> What this task involves
Search the data for the word "components" and copy every line that contains it.

** BEGIN **

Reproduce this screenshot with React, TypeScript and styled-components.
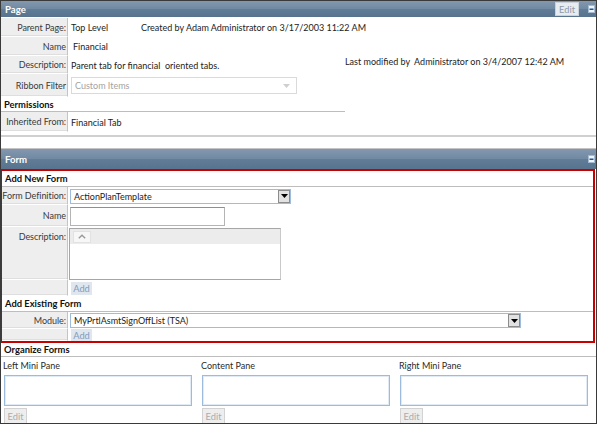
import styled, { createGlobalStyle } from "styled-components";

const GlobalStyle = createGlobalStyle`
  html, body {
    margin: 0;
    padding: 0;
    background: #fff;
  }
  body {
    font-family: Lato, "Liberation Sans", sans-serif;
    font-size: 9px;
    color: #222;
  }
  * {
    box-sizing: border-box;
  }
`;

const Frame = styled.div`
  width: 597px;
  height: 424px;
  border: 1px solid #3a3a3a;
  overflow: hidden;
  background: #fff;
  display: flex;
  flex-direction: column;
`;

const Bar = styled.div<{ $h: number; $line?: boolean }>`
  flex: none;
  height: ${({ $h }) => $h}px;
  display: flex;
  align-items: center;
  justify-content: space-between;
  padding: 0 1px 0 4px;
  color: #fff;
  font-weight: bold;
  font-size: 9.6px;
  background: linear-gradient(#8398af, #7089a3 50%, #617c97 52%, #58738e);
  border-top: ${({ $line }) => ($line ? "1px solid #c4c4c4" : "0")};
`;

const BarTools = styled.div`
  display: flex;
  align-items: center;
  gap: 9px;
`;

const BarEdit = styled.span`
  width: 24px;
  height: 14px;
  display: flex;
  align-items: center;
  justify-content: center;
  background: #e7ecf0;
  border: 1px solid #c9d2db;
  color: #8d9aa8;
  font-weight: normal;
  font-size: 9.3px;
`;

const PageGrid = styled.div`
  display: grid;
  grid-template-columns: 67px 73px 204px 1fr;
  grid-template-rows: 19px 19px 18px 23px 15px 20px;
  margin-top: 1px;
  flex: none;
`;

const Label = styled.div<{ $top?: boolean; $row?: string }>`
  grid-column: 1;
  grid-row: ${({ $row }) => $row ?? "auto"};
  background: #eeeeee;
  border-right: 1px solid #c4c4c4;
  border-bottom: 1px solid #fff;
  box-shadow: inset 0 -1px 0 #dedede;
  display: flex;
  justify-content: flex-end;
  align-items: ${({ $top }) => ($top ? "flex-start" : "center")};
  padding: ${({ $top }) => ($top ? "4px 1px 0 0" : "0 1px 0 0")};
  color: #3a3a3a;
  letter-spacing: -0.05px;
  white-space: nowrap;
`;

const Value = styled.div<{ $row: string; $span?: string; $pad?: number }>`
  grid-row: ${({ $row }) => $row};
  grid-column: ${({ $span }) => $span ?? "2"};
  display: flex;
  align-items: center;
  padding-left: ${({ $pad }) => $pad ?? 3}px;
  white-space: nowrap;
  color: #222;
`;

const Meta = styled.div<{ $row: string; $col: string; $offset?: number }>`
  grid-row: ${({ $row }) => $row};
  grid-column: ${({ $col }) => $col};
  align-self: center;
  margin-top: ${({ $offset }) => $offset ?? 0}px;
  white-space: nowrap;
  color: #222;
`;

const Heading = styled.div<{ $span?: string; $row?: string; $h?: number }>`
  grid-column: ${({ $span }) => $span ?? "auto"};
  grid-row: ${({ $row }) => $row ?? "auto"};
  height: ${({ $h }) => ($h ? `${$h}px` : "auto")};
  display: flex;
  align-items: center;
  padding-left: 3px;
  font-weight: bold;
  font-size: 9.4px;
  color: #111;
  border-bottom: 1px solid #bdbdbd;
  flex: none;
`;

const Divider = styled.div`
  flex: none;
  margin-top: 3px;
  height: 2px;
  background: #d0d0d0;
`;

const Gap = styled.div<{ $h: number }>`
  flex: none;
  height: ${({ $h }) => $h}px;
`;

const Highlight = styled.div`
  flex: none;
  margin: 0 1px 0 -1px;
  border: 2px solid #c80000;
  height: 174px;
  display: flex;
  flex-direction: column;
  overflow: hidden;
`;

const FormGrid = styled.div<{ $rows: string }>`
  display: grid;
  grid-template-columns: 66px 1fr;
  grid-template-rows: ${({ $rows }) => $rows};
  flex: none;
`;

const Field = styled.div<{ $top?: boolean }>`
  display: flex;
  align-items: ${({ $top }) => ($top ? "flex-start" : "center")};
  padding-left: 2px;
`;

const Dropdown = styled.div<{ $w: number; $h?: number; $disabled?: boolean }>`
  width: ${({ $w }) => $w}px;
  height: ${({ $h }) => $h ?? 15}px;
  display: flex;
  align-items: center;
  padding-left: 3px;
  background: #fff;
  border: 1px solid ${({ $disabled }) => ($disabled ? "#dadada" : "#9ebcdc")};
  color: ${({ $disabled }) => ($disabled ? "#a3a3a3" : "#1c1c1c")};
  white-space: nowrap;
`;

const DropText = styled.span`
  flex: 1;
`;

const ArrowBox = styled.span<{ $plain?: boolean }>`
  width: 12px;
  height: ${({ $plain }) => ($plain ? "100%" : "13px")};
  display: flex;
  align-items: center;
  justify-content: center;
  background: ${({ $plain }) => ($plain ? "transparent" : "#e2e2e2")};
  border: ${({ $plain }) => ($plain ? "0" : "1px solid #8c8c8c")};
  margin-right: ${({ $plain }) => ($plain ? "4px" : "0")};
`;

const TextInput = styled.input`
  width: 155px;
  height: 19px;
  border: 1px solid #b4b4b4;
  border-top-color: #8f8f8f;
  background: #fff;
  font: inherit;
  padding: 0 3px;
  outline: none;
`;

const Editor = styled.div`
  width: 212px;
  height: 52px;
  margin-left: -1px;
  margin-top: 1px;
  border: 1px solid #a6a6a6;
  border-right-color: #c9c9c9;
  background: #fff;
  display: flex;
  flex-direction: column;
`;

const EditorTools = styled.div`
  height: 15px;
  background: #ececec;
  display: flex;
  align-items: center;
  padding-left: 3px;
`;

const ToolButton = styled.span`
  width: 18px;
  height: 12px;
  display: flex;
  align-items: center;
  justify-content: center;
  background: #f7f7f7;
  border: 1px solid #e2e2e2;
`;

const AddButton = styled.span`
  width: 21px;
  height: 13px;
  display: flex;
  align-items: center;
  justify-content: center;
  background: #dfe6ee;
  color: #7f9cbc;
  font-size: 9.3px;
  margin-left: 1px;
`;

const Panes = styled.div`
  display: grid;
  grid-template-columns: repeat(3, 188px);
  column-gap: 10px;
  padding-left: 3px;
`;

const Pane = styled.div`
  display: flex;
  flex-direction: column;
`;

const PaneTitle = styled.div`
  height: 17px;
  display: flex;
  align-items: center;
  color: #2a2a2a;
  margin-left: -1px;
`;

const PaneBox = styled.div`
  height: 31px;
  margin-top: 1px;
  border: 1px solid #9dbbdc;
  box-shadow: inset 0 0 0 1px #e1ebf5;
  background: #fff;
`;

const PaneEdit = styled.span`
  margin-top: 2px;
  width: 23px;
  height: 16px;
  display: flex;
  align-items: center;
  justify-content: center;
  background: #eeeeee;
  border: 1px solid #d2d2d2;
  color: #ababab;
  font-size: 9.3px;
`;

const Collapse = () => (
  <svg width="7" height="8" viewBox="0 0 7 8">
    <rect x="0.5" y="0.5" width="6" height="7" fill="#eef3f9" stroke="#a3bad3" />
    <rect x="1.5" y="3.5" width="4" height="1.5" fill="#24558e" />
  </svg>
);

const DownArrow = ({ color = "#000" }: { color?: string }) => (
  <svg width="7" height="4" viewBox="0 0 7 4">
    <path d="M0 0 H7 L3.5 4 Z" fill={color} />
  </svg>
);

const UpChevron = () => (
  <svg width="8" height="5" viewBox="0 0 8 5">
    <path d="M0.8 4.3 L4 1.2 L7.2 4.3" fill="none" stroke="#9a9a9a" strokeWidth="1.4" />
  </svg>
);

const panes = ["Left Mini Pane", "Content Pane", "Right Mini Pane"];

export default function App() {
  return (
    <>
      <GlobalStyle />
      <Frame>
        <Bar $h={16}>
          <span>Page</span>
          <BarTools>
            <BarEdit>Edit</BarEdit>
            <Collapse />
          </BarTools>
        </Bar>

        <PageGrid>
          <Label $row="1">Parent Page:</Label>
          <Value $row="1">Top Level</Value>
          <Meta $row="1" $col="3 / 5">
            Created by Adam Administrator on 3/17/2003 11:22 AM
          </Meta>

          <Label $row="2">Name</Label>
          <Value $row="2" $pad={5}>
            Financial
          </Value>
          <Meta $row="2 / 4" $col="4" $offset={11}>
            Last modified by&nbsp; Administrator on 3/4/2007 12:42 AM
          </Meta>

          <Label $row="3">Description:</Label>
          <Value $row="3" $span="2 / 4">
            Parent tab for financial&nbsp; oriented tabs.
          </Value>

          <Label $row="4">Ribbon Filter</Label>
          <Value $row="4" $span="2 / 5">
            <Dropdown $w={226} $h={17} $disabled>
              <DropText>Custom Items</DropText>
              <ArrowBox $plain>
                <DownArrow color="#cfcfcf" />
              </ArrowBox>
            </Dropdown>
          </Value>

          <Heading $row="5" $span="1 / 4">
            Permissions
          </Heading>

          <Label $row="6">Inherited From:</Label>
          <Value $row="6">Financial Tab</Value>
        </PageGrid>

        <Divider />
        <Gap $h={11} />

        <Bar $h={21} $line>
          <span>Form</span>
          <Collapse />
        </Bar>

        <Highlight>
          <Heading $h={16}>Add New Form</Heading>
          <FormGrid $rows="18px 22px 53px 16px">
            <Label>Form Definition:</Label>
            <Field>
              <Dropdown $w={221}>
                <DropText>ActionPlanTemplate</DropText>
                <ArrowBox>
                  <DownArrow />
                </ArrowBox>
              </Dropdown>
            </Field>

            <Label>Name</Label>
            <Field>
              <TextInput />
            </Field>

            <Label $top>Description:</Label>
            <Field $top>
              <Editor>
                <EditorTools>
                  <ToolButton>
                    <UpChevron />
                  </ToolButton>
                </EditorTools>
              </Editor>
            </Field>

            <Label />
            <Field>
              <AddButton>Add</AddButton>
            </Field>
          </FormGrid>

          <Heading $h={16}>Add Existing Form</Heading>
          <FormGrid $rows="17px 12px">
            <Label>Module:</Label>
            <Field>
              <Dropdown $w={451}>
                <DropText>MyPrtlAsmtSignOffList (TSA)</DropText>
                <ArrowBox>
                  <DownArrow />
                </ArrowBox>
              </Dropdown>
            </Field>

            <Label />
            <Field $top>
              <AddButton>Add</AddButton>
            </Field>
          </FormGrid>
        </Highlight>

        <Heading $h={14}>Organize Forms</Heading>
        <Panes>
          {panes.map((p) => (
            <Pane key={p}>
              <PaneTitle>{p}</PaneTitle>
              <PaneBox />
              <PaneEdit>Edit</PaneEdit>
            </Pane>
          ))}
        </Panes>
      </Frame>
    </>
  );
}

** END **

> Reply
Reproduce this screenshot with React, TypeScript and styled-components.
import styled, { createGlobalStyle } from "styled-components";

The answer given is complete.